You read it, right? If not, I’ll wait here while you do. And that cute little squirrel-inspired infographic at the bottom is downloadable.

The word “simply” may have slipped in a few times. Of course, making a content strategy both is and is not actually simple. It is, in that it is simply (there it is again!) a documented plan to achieve your goals. It is not, as in documenting your plan is actually a multi-step process and then, after that, you’ve actually got to follow the bloody thing to see any results. 

But you weren’t laboring under the misconception that business blogging was easy, were you?!


When I researched similar articles to this one, which I always do, I noticed a theme. Many had really valuable advice but were focussed on the “elements” of content strategy, like calendars, promotion, scheduling, etc. They’re all super important, but when I thought about making an article about creating a content strategy, I was really thinking more along the line of what one should do to achieve a given goal, and not content strategy basics - however valuable - for people who are blogging.

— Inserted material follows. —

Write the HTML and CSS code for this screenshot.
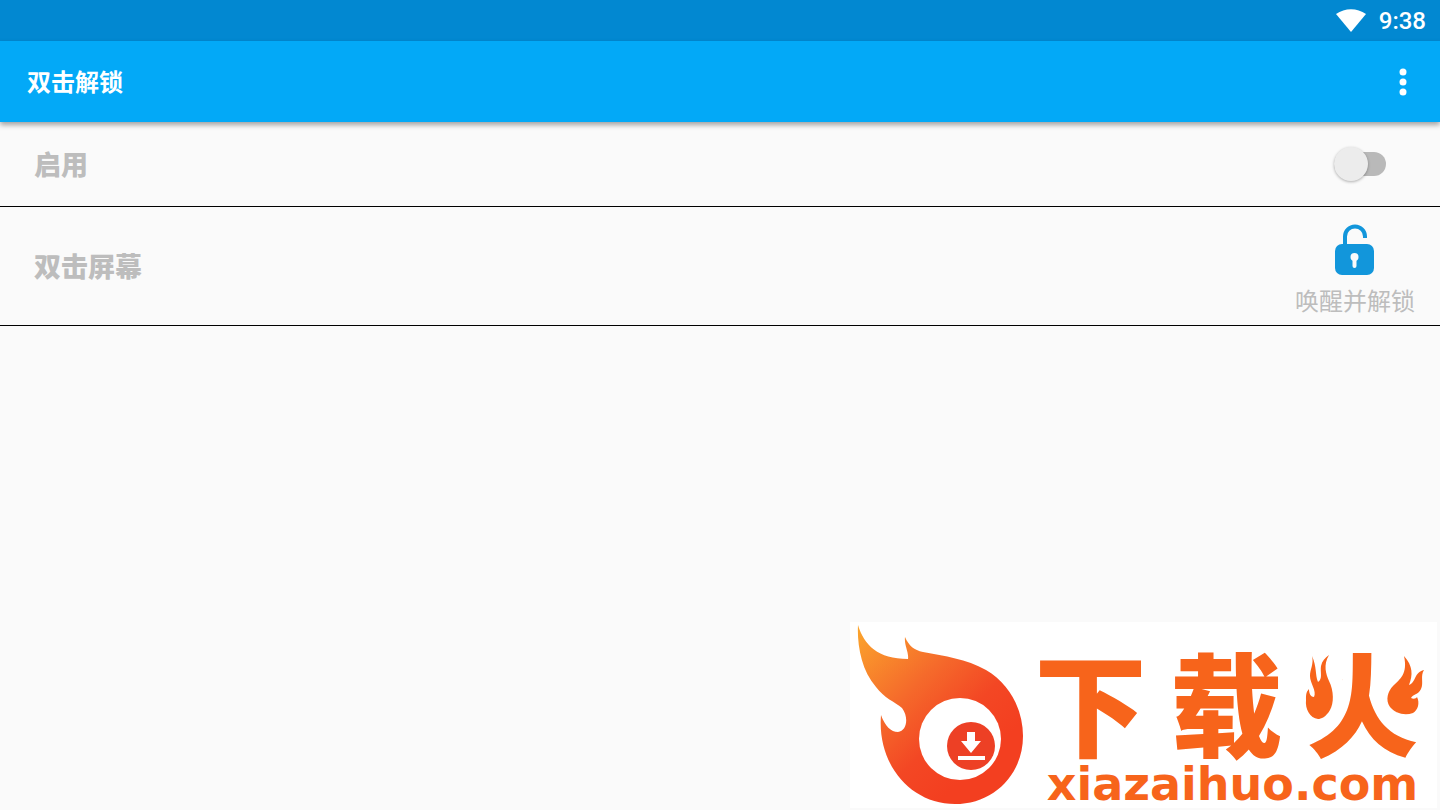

Then it struck me that as everybody’s goals are totally different, I can’t really provide a theoretical scenario for everyone. So, what I will do is reason my way to a content strategy for one of the goals I set in the last article, and hopefully, by following my thought process and advice, you can do this for your own, ok?

First of all, I cannot stress enough the importance of making sure the goals themselves are solid. Investing time and, often, money in achieving crappy goals is, as you might imagine, a massive waste of time.

As we discussed the last time, the first few times you do this, this can be hard, because many of your goals will be best guesses. That’s fine and unavoidable, but try to protect against major mistakes by running the goals by a few third parties, like (business-savvy) friends and family, a mentor, or online peer support groups. Not Yahoo Answers, though, ok?


Ok, here goes:

Goal 1: Increased customer engagement on posts: 25% increase in blog comments, 40% in shares.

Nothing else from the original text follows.